Copy the lines that follow, keeping every character the same.
------ Raw data ------
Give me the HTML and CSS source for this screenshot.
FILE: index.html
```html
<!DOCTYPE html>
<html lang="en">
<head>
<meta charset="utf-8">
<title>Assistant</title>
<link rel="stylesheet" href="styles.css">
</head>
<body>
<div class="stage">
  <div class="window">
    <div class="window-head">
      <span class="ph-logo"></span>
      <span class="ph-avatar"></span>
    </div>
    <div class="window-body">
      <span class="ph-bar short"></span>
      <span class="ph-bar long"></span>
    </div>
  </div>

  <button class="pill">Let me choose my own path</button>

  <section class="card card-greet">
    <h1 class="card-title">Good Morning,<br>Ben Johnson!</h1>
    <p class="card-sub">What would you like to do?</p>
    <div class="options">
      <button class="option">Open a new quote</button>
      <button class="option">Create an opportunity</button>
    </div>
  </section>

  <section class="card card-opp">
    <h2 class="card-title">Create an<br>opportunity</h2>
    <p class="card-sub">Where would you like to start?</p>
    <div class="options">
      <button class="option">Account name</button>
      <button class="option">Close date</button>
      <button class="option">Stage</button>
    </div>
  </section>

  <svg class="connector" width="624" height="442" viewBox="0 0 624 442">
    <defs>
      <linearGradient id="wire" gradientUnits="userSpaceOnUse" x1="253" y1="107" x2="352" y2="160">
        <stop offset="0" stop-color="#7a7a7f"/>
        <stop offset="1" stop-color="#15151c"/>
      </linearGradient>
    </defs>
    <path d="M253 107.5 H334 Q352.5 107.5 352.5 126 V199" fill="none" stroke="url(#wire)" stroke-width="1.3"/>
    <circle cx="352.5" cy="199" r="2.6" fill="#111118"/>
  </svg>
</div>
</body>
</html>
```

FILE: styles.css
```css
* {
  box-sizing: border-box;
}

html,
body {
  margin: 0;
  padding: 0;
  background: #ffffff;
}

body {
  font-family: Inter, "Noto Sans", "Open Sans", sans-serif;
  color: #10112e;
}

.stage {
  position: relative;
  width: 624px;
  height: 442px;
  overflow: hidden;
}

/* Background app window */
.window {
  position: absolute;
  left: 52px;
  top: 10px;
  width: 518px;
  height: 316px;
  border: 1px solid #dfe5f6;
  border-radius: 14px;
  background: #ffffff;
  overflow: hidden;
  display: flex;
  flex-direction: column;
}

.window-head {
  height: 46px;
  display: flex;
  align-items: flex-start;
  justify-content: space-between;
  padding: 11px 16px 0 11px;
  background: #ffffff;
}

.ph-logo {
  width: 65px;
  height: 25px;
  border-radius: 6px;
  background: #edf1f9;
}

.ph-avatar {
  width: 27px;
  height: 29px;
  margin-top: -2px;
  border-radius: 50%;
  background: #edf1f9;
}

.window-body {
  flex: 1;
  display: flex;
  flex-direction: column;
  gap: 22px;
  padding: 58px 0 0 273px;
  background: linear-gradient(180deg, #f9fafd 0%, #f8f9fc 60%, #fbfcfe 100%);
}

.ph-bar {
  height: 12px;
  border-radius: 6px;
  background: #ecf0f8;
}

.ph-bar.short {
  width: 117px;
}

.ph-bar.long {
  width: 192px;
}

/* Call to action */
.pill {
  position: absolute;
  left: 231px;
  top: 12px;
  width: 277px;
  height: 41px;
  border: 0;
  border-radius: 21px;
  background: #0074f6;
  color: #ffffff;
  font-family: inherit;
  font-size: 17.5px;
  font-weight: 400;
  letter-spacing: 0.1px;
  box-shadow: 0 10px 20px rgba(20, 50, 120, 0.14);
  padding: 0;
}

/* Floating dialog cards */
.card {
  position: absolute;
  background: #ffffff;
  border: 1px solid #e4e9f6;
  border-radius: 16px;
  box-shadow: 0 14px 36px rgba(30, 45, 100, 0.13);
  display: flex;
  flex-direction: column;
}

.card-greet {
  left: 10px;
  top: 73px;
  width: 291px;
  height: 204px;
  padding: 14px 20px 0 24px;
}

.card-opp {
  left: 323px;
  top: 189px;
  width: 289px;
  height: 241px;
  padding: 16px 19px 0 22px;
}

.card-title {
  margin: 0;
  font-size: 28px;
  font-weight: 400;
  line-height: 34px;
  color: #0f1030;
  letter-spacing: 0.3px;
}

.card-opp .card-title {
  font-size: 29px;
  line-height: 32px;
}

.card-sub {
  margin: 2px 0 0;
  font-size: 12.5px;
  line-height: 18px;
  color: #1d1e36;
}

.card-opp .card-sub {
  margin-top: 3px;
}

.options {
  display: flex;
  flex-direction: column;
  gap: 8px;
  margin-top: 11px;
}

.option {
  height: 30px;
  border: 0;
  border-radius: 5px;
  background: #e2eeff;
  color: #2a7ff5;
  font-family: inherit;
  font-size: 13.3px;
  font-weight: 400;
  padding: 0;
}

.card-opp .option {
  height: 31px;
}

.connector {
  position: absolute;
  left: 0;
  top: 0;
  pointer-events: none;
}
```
------
◆ **Task answer**:
Give me the HTML and CSS source for this screenshot.
FILE: index.html
```html
<!DOCTYPE html>
<html lang="en">
<head>
<meta charset="utf-8">
<title>Assistant</title>
<link rel="stylesheet" href="styles.css">
</head>
<body>
<div class="stage">
  <div class="window">
    <div class="window-head">
      <span class="ph-logo"></span>
      <span class="ph-avatar"></span>
    </div>
    <div class="window-body">
      <span class="ph-bar short"></span>
      <span class="ph-bar long"></span>
    </div>
  </div>

  <button class="pill">Let me choose my own path</button>

  <section class="card card-greet">
    <h1 class="card-title">Good Morning,<br>Ben Johnson!</h1>
    <p class="card-sub">What would you like to do?</p>
    <div class="options">
      <button class="option">Open a new quote</button>
      <button class="option">Create an opportunity</button>
    </div>
  </section>

  <section class="card card-opp">
    <h2 class="card-title">Create an<br>opportunity</h2>
    <p class="card-sub">Where would you like to start?</p>
    <div class="options">
      <button class="option">Account name</button>
      <button class="option">Close date</button>
      <button class="option">Stage</button>
    </div>
  </section>

  <svg class="connector" width="624" height="442" viewBox="0 0 624 442">
    <defs>
      <linearGradient id="wire" gradientUnits="userSpaceOnUse" x1="253" y1="107" x2="352" y2="160">
        <stop offset="0" stop-color="#7a7a7f"/>
        <stop offset="1" stop-color="#15151c"/>
      </linearGradient>
    </defs>
    <path d="M253 107.5 H334 Q352.5 107.5 352.5 126 V199" fill="none" stroke="url(#wire)" stroke-width="1.3"/>
    <circle cx="352.5" cy="199" r="2.6" fill="#111118"/>
  </svg>
</div>
</body>
</html>
```

FILE: styles.css
```css
* {
  box-sizing: border-box;
}

html,
body {
  margin: 0;
  padding: 0;
  background: #ffffff;
}

body {
  font-family: Inter, "Noto Sans", "Open Sans", sans-serif;
  color: #10112e;
}

.stage {
  position: relative;
  width: 624px;
  height: 442px;
  overflow: hidden;
}

/* Background app window */
.window {
  position: absolute;
  left: 52px;
  top: 10px;
  width: 518px;
  height: 316px;
  border: 1px solid #dfe5f6;
  border-radius: 14px;
  background: #ffffff;
  overflow: hidden;
  display: flex;
  flex-direction: column;
}

.window-head {
  height: 46px;
  display: flex;
  align-items: flex-start;
  justify-content: space-between;
  padding: 11px 16px 0 11px;
  background: #ffffff;
}

.ph-logo {
  width: 65px;
  height: 25px;
  border-radius: 6px;
  background: #edf1f9;
}

.ph-avatar {
  width: 27px;
  height: 29px;
  margin-top: -2px;
  border-radius: 50%;
  background: #edf1f9;
}

.window-body {
  flex: 1;
  display: flex;
  flex-direction: column;
  gap: 22px;
  padding: 58px 0 0 273px;
  background: linear-gradient(180deg, #f9fafd 0%, #f8f9fc 60%, #fbfcfe 100%);
}

.ph-bar {
  height: 12px;
  border-radius: 6px;
  background: #ecf0f8;
}

.ph-bar.short {
  width: 117px;
}

.ph-bar.long {
  width: 192px;
}

/* Call to action */
.pill {
  position: absolute;
  left: 231px;
  top: 12px;
  width: 277px;
  height: 41px;
  border: 0;
  border-radius: 21px;
  background: #0074f6;
  color: #ffffff;
  font-family: inherit;
  font-size: 17.5px;
  font-weight: 400;
  letter-spacing: 0.1px;
  box-shadow: 0 10px 20px rgba(20, 50, 120, 0.14);
  padding: 0;
}

/* Floating dialog cards */
.card {
  position: absolute;
  background: #ffffff;
  border: 1px solid #e4e9f6;
  border-radius: 16px;
  box-shadow: 0 14px 36px rgba(30, 45, 100, 0.13);
  display: flex;
  flex-direction: column;
}

.card-greet {
  left: 10px;
  top: 73px;
  width: 291px;
  height: 204px;
  padding: 14px 20px 0 24px;
}

.card-opp {
  left: 323px;
  top: 189px;
  width: 289px;
  height: 241px;
  padding: 16px 19px 0 22px;
}

.card-title {
  margin: 0;
  font-size: 28px;
  font-weight: 400;
  line-height: 34px;
  color: #0f1030;
  letter-spacing: 0.3px;
}

.card-opp .card-title {
  font-size: 29px;
  line-height: 32px;
}

.card-sub {
  margin: 2px 0 0;
  font-size: 12.5px;
  line-height: 18px;
  color: #1d1e36;
}

.card-opp .card-sub {
  margin-top: 3px;
}

.options {
  display: flex;
  flex-direction: column;
  gap: 8px;
  margin-top: 11px;
}

.option {
  height: 30px;
  border: 0;
  border-radius: 5px;
  background: #e2eeff;
  color: #2a7ff5;
  font-family: inherit;
  font-size: 13.3px;
  font-weight: 400;
  padding: 0;
}

.card-opp .option {
  height: 31px;
}

.connector {
  position: absolute;
  left: 0;
  top: 0;
  pointer-events: none;
}
```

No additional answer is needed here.